El novichokes un agente químico que actúa sobre el sistema nervioso, uno de más de los 100 potentes compuestos tóxicos destinados a la guerra química desarrollados en los laboratorios soviéticos entre 1970 y 1980, a los que solo puede acceder un muy reducido número de personas. El envenenamiento con dichos compuestos está perseguido por la ley y su uso, prohibido por la Convención de Armas Químicas, un acuerdo internacional.
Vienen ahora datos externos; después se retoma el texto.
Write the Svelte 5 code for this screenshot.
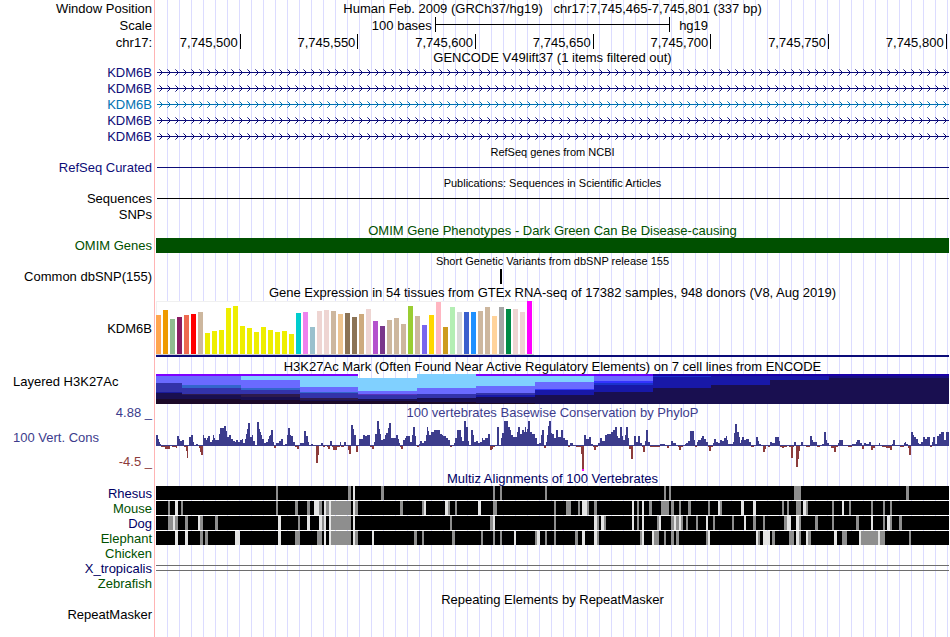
<script lang="ts">
  type Block = [x: number, width: number, shade: "g" | "l"];
  type Run = [x: number, height: number];

  // plot coordinates: one unit per pixel of the default image width
  const WIDTH = 793;

  const ticks = ["7,745,500", "7,745,550", "7,745,600", "7,745,650", "7,745,700", "7,745,750", "7,745,800"];

  const transcripts = ["navy", "navy", "blue", "navy", "navy"];

  const tissues: [number, string][] = [
    [39, "#ffa54f"], [44, "#ee9a00"], [35, "#8fbc8f"], [37, "#8b1c62"], [39, "#ee6a50"], [40, "#ff0000"],
    [42, "#cdb79e"], [21, "#eeee00"], [23, "#eeee00"], [24, "#eeee00"], [46, "#eeee00"], [48, "#eeee00"],
    [28, "#eeee00"], [26, "#eeee00"], [22, "#eeee00"], [27, "#eeee00"], [24, "#eeee00"], [22, "#eeee00"],
    [23, "#eeee00"], [20, "#eeee00"], [41, "#00cdcd"], [42, "#ee82ee"], [27, "#9ac0cd"], [43, "#eed5d2"],
    [44, "#eed5d2"], [43, "#cdb79e"], [40, "#eec591"], [41, "#8b7355"], [37, "#8b7355"], [40, "#cdaa7d"],
    [45, "#eed5d2"], [33, "#b452cd"], [28, "#7a378b"], [34, "#cdb79e"], [36, "#cdb79e"], [30, "#cdb79e"],
    [48, "#9acd32"], [38, "#cdb79e"], [29, "#7a67ee"], [39, "#ffd700"], [52, "#ffb6c1"], [27, "#cd9b1d"],
    [47, "#b4eeb4"], [42, "#d9d9d9"], [42, "#3a5fcd"], [42, "#1e90ff"], [43, "#cdb79e"], [47, "#cdb79e"],
    [38, "#ffd39b"], [47, "#a6a6a6"], [45, "#008b45"], [45, "#eed5d2"], [42, "#eed5d2"], [53, "#ff00ff"],
  ];

  // each column is a stack of [bottom, colour] from the top edge down
  const H3K_BOTTOM = 31;
  const h3k: { x: number; top?: number; bands: [number, string][] }[] = [
    { x: 0, bands: [[3, "#7f00ff"], [10, "#6a6aff"], [19, "#3333aa"], [20, "#1a1a99"], [26, "#190f50"], [31, "#1c0a28"]] },
    { x: 26, bands: [[3, "#7f00ff"], [12, "#6a6aff"], [15, "#3366cc"], [21, "#3333aa"], [22, "#2d1a4d"], [26, "#190f50"], [31, "#1c0a28"]] },
    { x: 85, bands: [[3, "#7f00ff"], [7, "#80d0ff"], [15, "#6a6aff"], [17, "#3366cc"], [21, "#3333aa"], [24, "#2d1a4d"], [27, "#190f50"], [31, "#1c0a28"]] },
    { x: 144, bands: [[3, "#7f00ff"], [14, "#80d0ff"], [19, "#6a6aff"], [20, "#3366cc"], [25, "#3333aa"], [27, "#2d1a4d"], [28, "#190f50"], [31, "#1c0a28"]] },
    { x: 202, top: 5, bands: [[18, "#80d0ff"], [21, "#6a6aff"], [22, "#5a33bb"], [26, "#3333aa"], [28, "#190f50"], [31, "#1c0a28"]] },
    { x: 261, bands: [[15, "#80d0ff"], [21, "#6a6aff"], [25, "#3333aa"], [29, "#190f50"], [31, "#1c0a28"]] },
    { x: 320, bands: [[3, "#7f00ff"], [13, "#80d0ff"], [20, "#6a6aff"], [22, "#3333aa"], [24, "#1818a8"], [30, "#190f50"], [31, "#1c0a28"]] },
    { x: 379, bands: [[3, "#7f00ff"], [9, "#80d0ff"], [16, "#6a6aff"], [17, "#3333ff"], [22, "#1818a8"], [31, "#190f50"]] },
    { x: 438, bands: [[3, "#6a00ff"], [8, "#6a6aff"], [10, "#3333ff"], [12, "#1a33cc"], [19, "#1818a8"], [31, "#190f50"]] },
    { x: 497, bands: [[3, "#1a00a8"], [4, "#1a33cc"], [15, "#1818a8"], [31, "#190f50"]] },
    { x: 555, bands: [[3, "#1a00a8"], [12, "#1818a8"], [31, "#190f50"]] },
    { x: 614, bands: [[3, "#1a00a8"], [7, "#1818a8"], [31, "#190f50"]] },
    { x: 673, bands: [[3, "#1a00a8"], [5, "#180f80"], [31, "#190f50"]] },
  ];

  const phyloP = parseRuns(`
    0,11 2,7 3,4 4,2 5,-1 9,-3 14,1 16,-1 20,-2 21,10 23,7 24,5 26,6 28,-1 30,-5 31,-12 32,0 33,9 35,11 37,4
    38,1 40,2 42,1 43,-2 44,-6 45,-9 47,11 48,8 50,6 51,8 52,10 54,4 56,6 57,11 58,8 59,6 63,12 64,18 68,20
    70,15 71,9 73,11 75,7 77,5 79,4 80,6 82,4 84,6 86,7 87,3 89,7 90,12 91,17 92,23 94,9 96,11 97,5 99,1
    101,24 103,17 104,14 105,11 106,7 108,3 110,4 112,7 113,10 114,11 115,16 117,4 118,-2 120,3 123,5 125,7
    127,1 129,2 131,11 132,18 134,11 135,10 137,4 139,-1 141,-3 143,1 144,3 148,15 150,10 152,4 153,1 155,2
    157,1 160,-17 162,-9 163,0 164,1 165,3 167,-1 169,1 171,-1 172,-3 174,5 176,-1 177,-4 181,-1 184,4
    185,-1 188,4 190,1 192,-4 193,-8 195,21 197,17 198,11 200,-6 202,0 203,7 207,11 209,10 211,11 214,-1
    216,-3 218,4 219,12 221,25 223,17 224,12 225,6 227,7 229,11 230,13 232,18 233,23 235,8 240,11 242,7
    243,3 244,-1 245,-3 247,6 249,8 250,10 254,4 256,11 257,19 259,10 260,1 261,-1 263,2 264,5 266,3 268,5
    270,11 271,19 272,15 273,11 275,14 278,16 284,12 286,11 287,10 290,8 292,6 294,-1 296,1 298,3 299,8
    301,16 305,9 306,5 308,25 310,19 312,5 313,1 315,16 317,11 318,4 320,5 322,3 324,4 326,8 327,6 329,8
    332,12 334,-4 336,-3 337,-1 339,1 341,19 343,1 344,0 345,8 346,13 348,25 352,19 354,16 355,11 357,9
    361,14 362,19 364,12 366,16 368,14 369,19 370,14 371,17 372,25 374,14 376,12 379,8 381,2 383,3 385,11
    386,16 388,-2 390,4 391,11 392,20 393,25 395,13 396,12 398,8 400,16 402,9 405,16 407,8 409,6 412,-1
    414,3 417,1 420,-1 425,-8 426,-25 428,11 430,7 433,9 435,2 437,-1 438,-4 440,-1 442,3 444,8 446,5
    449,11 451,12 455,14 457,16 459,19 461,10 462,8 464,19 466,10 467,6 469,11 470,19 472,8 473,-3 475,-13
    477,0 478,10 480,4 482,10 484,3 486,-1 487,-6 489,5 490,16 492,4 494,-1 504,2 509,1 511,-2 513,1 515,5
    517,3 520,1 522,-1 523,-4 525,-1 527,1 529,2 530,3 532,5 534,15 538,6 539,-1 541,4 542,6 545,8 546,10
    548,7 550,4 552,-1 553,-5 555,-1 557,3 558,7 560,4 562,3 564,6 566,5 568,8 570,10 571,6 572,2 577,4
    578,13 579,22 581,14 583,9 584,3 585,6 586,9 588,6 590,7 593,4 595,-1 598,1 600,9 602,5 603,2 605,1
    607,-6 609,-3 610,1 612,-1 614,4 616,3 619,9 623,5 624,-1 626,-2 628,-1 631,1 633,-1 635,-12 637,-1
    638,4 640,-21 642,-13 643,-5 644,1 645,4 647,1 650,-1 654,10 656,6 657,4 661,-1 664,1 666,2 668,14
    670,6 671,3 673,1 675,-2 678,-6 680,-1 682,3 683,6 687,1 692,-1 696,2 700,4 701,6 704,3 706,-3 708,3
    710,2 713,4 715,-4 717,-2 719,1 723,3 724,1 726,-1 730,-2 734,-4 736,2 737,6 739,1 744,-1 748,3 749,4
    750,2 752,-2 753,-9 755,14 757,11 758,9 760,7 762,3 763,2 765,4 767,9 769,7 771,9 774,-1 776,4 777,9
    779,2 781,10 783,12 785,14 788,6 790,14
  `);

  const alignments: { name: string; tone: string; blocks: Block[] }[] = [
    {
      name: "Rhesus",
      tone: "deep",
      blocks: parseBlocks("120,2,g 192,3,g 197,2,l 225,3,g 337,2,g 344,2,g 389,2,g 508,2,g 513,2,g 638,7,g 750,3,g"),
    },
    {
      name: "Mouse",
      tone: "green",
      blocks: parseBlocks(`
        12,2,g 19,3,l 25,2,g 120,2,g 139,3,g 151,3,g 158,5,l 163,3,g 168,2,l 170,3,g 173,2,l 175,20,g 197,2,l
        199,3,g 244,3,g 266,2,g 268,2,l 289,3,l 292,2,g 299,2,g 322,3,l 337,4,g 398,2,g 410,5,g 422,2,g
        426,5,l 431,2,g 438,3,g 476,2,l 481,2,g 486,2,l 493,3,g 505,8,g 515,3,g 523,2,g 532,3,g 552,2,g
        562,2,l 564,2,g 585,3,l 597,3,l 626,2,g 631,2,g 640,5,g 647,3,l 650,2,g 676,2,g 686,2,l 693,2,g
        715,2,g 727,2,g 734,2,g
      `),
    },
    {
      name: "Dog",
      tone: "deep",
      blocks: parseBlocks(`
        12,5,g 17,2,l 19,3,g 29,3,g 42,2,l 44,3,g 59,3,g 122,3,l 142,2,g 151,3,l 163,3,l 166,2,g 168,2,l
        173,2,l 175,20,g 197,2,l 294,2,g 334,3,g 337,2,l 398,2,g 438,3,l 441,2,g 445,3,l 448,2,g 476,2,l
        481,2,g 486,2,l 501,2,g 503,2,l 515,3,g 518,2,l 520,3,g 523,2,l 525,2,g 530,2,g 540,2,g 550,2,l
        557,2,g 576,2,g 588,2,l 597,3,g 607,2,g 628,3,g 631,4,l 640,3,l 643,2,g 659,3,g 676,2,g 700,3,g
        715,2,l 727,2,g 731,3,l 734,2,g 743,3,g
      `),
    },
    {
      name: "Elephant",
      tone: "green",
      blocks: parseBlocks(`
        19,3,l 29,3,l 44,3,g 49,3,g 79,5,l 122,3,l 139,5,g 161,5,g 168,2,l 173,2,l 175,20,g 197,2,l 199,3,g
        216,2,l 258,3,g 266,2,g 296,3,g 325,2,g 337,2,g 344,2,g 358,2,l 379,2,g 381,3,l 389,2,g 398,2,g
        419,3,g 426,3,l 438,3,l 441,2,g 484,2,g 486,2,l 496,2,l 498,5,g 508,2,g 515,3,g 520,3,g 550,2,g
        552,2,l 600,2,l 602,2,g 607,7,l 616,3,g 633,5,g 640,3,l 643,2,g 650,2,l 652,3,g 678,3,l 686,5,g
        703,2,l 705,17,g 722,2,l 724,5,g 753,2,g
      `),
    },
  ];

  function parseRuns(text: string): Run[] {
    return text.trim().split(/\s+/).map((p) => p.split(",").map(Number) as Run);
  }

  function parseBlocks(text: string): Block[] {
    return text.trim().split(/\s+/).map((p) => {
      const [x, width, shade] = p.split(",");
      return [Number(x), Number(width), shade as "g" | "l"];
    });
  }

  function nextX(list: { x: number }[], i: number): number {
    return i + 1 < list.length ? list[i + 1].x : WIDTH;
  }

  // filled step outline of the scores on one side of the baseline
  function wiggle(runs: Run[], sign: 1 | -1, base: number): string {
    return runs
      .map(([x, h], i) => {
        const end = i + 1 < runs.length ? runs[i + 1][0] : WIDTH;
        return h * sign > 0 ? `M${x} ${base}V${base - h}H${end}V${base}Z` : "";
      })
      .join("");
  }
</script>

{#snippet caption(text: string, tone = "", small = false, label = "")}
  <div class="row caption">
    <div class="label {tone}">{label}</div>
    <h2 class={tone} class:small>{text}</h2>
  </div>
{/snippet}

<main class="browser">
  <div class="row header">
    <div class="label">Window Position</div>
    <h1>Human Feb. 2009 (GRCh37/hg19)&nbsp;&nbsp; chr17:7,745,465-7,745,801 (337 bp)</h1>
  </div>
  <div class="row header">
    <div class="label">Scale</div>
    <div class="scale">
      <span class="bases">100 bases</span>
      <span class="ruler"></span>
      <span class="assembly">hg19</span>
    </div>
  </div>
  <div class="row positions">
    <div class="label">chr17:</div>
    <div class="ticks">
      {#each ticks as tick (tick)}
        <span class="tick">{tick}</span>
      {/each}
    </div>
  </div>

  {@render caption("GENCODE V49lift37 (1 items filtered out)")}
  {#each transcripts as tone, i}
    <div class="row item">
      <div class="label {tone}">KDM6B</div>
      <svg class="plot {tone}" height="16" shape-rendering="crispEdges" aria-hidden="true">
        <defs>
          <pattern id="strand-{i}" width="8" height="16" patternUnits="userSpaceOnUse">
            <path
              d="M4 6h1v1h-1zM5 7h1v1h-1zM6 8h1v1h-1zM5 9h1v1h-1zM4 10h1v1h-1z"
              fill="currentColor"
            />
            <path d="M3 5h1v1h-1zM3 11h1v1h-1z" fill="currentColor" opacity="0.6" />
          </pattern>
        </defs>
        <rect width="100%" height="16" fill="url(#strand-{i})" />
        <rect x="1" y="8" width="100%" height="1" fill="currentColor" />
      </svg>
    </div>
  {/each}

  {@render caption("RefSeq genes from NCBI", "", true)}
  <div class="row item">
    <div class="label navy">RefSeq Curated</div>
    <div class="span navy"></div>
  </div>

  {@render caption("Publications: Sequences in Scientific Articles", "", true)}
  <div class="row item">
    <div class="label">Sequences</div>
    <div class="span"></div>
  </div>
  <div class="row item">
    <div class="label">SNPs</div>
  </div>

  {@render caption("OMIM Gene Phenotypes - Dark Green Can Be Disease-causing", "green")}
  <div class="row item">
    <div class="label green">OMIM Genes</div>
    <div class="omim"></div>
  </div>

  {@render caption("Short Genetic Variants from dbSNP release 155", "", true)}
  <div class="row item">
    <div class="label">Common dbSNP(155)</div>
    <svg class="plot" viewBox="0 0 {WIDTH} 16" height="16" preserveAspectRatio="none" aria-hidden="true">
      <rect x="344" y="1" width="2" height="15" />
    </svg>
  </div>

  {@render caption("Gene Expression in 54 tissues from GTEx RNA-seq of 17382 samples, 948 donors (V8, Aug 2019)")}
  <div class="row gtex">
    <div class="label">KDM6B</div>
    <svg
      class="plot"
      viewBox="0 0 {WIDTH} 59"
      height="59"
      preserveAspectRatio="none"
      shape-rendering="crispEdges"
      aria-hidden="true"
    >
      <rect x="0" y="2" width="378" height="54" fill="#f0f0f0" />
      <rect x="1" y="3" width="376" height="52" fill="#fff" />
      {#each tissues as [height, color], i}
        <rect x={i * 7} y={55 - height} width="5" {height} fill={color} />
      {/each}
      <rect x="0" y="55" width="378" height="1" fill="#d0d0d0" />
      <rect x="0" y="56" width={WIDTH} height="2" fill="#0c0c78" />
    </svg>
  </div>

  {@render caption("H3K27Ac Mark (Often Found Near Active Regulatory Elements) on 7 cell lines from ENCODE")}
  <div class="row h3k">
    <div class="label start">Layered H3K27Ac</div>
    <svg
      class="plot"
      viewBox="0 0 {WIDTH} {H3K_BOTTOM}"
      height={H3K_BOTTOM}
      preserveAspectRatio="none"
      shape-rendering="crispEdges"
      aria-hidden="true"
    >
      {#each h3k as column, i}
        {#each column.bands as [bottom, color], j}
          {@const top = j === 0 ? (column.top ?? 1) : column.bands[j - 1][0]}
          <rect x={column.x} y={top} width={nextX(h3k, i) - column.x} height={bottom - top} fill={color} />
        {/each}
      {/each}
    </svg>
  </div>

  {@render caption("100 vertebrates Basewise Conservation by PhyloP", "indigo", false, "4.88 _")}
  <div class="row phylop">
    <div class="label range">
      <span class="start indigo">100 Vert. Cons</span>
      <span class="maroon">-4.5 _</span>
    </div>
    <svg
      class="plot"
      viewBox="0 0 {WIDTH} 51"
      height="51"
      preserveAspectRatio="none"
      shape-rendering="crispEdges"
      aria-hidden="true"
    >
      <rect y="26" width={WIDTH} height="1" fill="#3c3c8c" />
      <path d={wiggle(phyloP, 1, 27)} fill="#3c3c8c" />
      <path d={wiggle(phyloP, -1, 27)} fill="#8c3c3c" />
      <rect x="426" y="50" width="2" height="2" fill="#ff00ff" />
    </svg>
  </div>

  {@render caption("Multiz Alignments of 100 Vertebrates", "deep")}
  <div class="alignments">
    {#each alignments as species (species.name)}
      <div class="row species">
        <div class="label {species.tone}">{species.name}</div>
        <svg
          class="plot"
          viewBox="0 0 {WIDTH} 14"
          height="14"
          preserveAspectRatio="none"
          shape-rendering="crispEdges"
          aria-hidden="true"
        >
          <rect width={WIDTH} height="14" />
          {#each species.blocks as [x, width, shade]}
            <rect {x} {width} height="14" fill={shade === "g" ? "#8e8e8e" : "#e4e4e4"} />
          {/each}
        </svg>
      </div>
    {/each}
    <div class="row species">
      <div class="label green">Chicken</div>
    </div>
    <div class="row species">
      <div class="label deep">X_tropicalis</div>
      <div class="gap"></div>
    </div>
    <div class="row species">
      <div class="label green">Zebrafish</div>
    </div>
  </div>

  {@render caption("Repeating Elements by RepeatMasker")}
  <div class="row item">
    <div class="label">RepeatMasker</div>
  </div>
</main>

<style>
  :global(body) {
    margin: 0;
    background: #fff;
  }

  .browser {
    min-height: 100vh;
    box-sizing: border-box;
    padding-right: 1px;
    overflow: hidden;
    font-family: "Liberation Sans", Arial, Helvetica, sans-serif;
    font-size: 13px;
    line-height: 17px;
    color: #000;
    /* label gutter with its divider, then the guide lines */
    background:
      linear-gradient(to right, #fff 154px, #ffb4b4 154px 155px, #fff 155px 156px, transparent 156px),
      repeating-linear-gradient(to right, transparent 0 11px, #dcdcff 11px 12px);
  }

  .row {
    display: grid;
    grid-template-columns: 156px minmax(0, 1fr);
  }

  .label {
    padding-right: 4px;
    text-align: right;
    white-space: nowrap;
  }

  .label.start {
    padding-left: 13px;
    text-align: left;
  }

  h1,
  h2 {
    margin: 0;
    font-size: 13px;
    font-weight: normal;
    text-align: center;
    white-space: nowrap;
  }

  h2.small {
    font-size: 11px;
  }

  .plot {
    display: block;
    width: 100%;
    overflow: visible;
  }

  .header {
    height: 17px;
  }

  .positions,
  .caption {
    height: 15px;
  }

  .item {
    height: 16px;
  }

  .item .plot {
    overflow: hidden;
  }

  .scale {
    display: grid;
    grid-template-columns: 237fr 200fr 237fr;
  }

  .bases {
    padding-right: 3px;
    text-align: right;
  }

  .ruler {
    height: 15px;
    border: solid #000;
    border-width: 0 1px;
    background: linear-gradient(#000, #000) center / 100% 1px no-repeat;
  }

  .assembly {
    padding-left: 9px;
  }

  /* columns are in bases: the window starts 36 bases before the first tick */
  .ticks {
    display: grid;
    grid-template-columns: 36fr repeat(6, 50fr) 1fr;
  }

  .tick {
    height: 15px;
    padding-right: 2px;
    border-right: 1px solid #000;
    text-align: right;
  }

  .span {
    height: 1px;
    margin: 8px 0 0 1px;
    background: currentColor;
  }

  .omim {
    height: 15px;
    margin-top: 1px;
    background: #005000;
  }

  .gtex {
    height: 59px;
    align-items: center;
  }

  .h3k {
    height: 31px;
  }

  .phylop {
    height: 51px;
  }

  .range {
    display: flex;
    flex-direction: column;
    justify-content: space-between;
    padding-top: 10px;
  }

  .range .start {
    padding-left: 13px;
    text-align: left;
  }

  .alignments {
    padding-top: 1px;
  }

  .species {
    height: 15px;
    line-height: 15px;
  }

  .gap {
    height: 4px;
    margin-top: 4px;
    border: solid #6e6e6e;
    border-width: 1px 0;
  }

  .navy {
    color: #0c0c78;
  }

  .blue {
    color: #0072b2;
  }

  .green {
    color: #005000;
  }

  .deep {
    color: #000064;
  }

  .indigo {
    color: #3c3c8c;
  }

  .maroon {
    color: #8c3c3c;
  }
</style>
Desde el año 2000, en que Vladimir Putin llegó al poder, trece personas que criticaron a su régimen o “traicionaron” al Servicio de Inteligencia ruso (FSB) han sido asesinadas. Putin ha construido un Estado que constituye por sí solo una nueva especie política, combinación de lo que él define como “democracia soberana” (sobre el supuesto de que cada pueblo, según su carácter y tradición, debe poseer su propia democracia) y lo que calla, pero es evidente: la eliminación física de sus adversarios, sean periodistas, políticos de la oposición o antiguos espías. Un Estado, en fin, dirigido y dominado por los miembros del Servicio Secreto. Ni los Estados fascistas ni la antigua URSS –sin duda peores en muchos aspectos que la actual Rusia– fueron controlados en tal grado por los profesionales del espionaje.

¿Cuál debería ser la respuesta de la UE y de la comunidad internacional? Lo eficaz sería una postura conjunta que fuera más allá de la condena verbal. Pero no va a ser fácil. En los casos anteriores de violación del derecho internacional por el régimen de Moscú (anexión de Crimea; apoyo político, económico y militar a los rebeldes prorrusos en Donbas, envenenamiento de Sergey Skripal en 2018, injerencia en las elecciones presidenciales de EE. UU. en 2016), Occidente parece haber agotado el repertorio de sanciones disuasorias. Sería necesaria en el caso de Navalny una investigación jurídica internacional, pero el envenenamiento ocurrió en territorio ruso y sin la colaboración del Kremlin difícilmente podría aquella llegar muy lejos.

El envenenamiento de Alexey Navalny ha sido un claro intento de silenciarle. Putin parece dar mayor importancia a la impugnación doméstica que a las sanciones que se le impongan desde las democracias occidentales. Lo que hace suponer que el final de su régimen no se produciría por presión diplomática o económica exterior, sino por la acción de la oposición interna (que por ahora, dada la debilidad de esta, no invita al optimismo).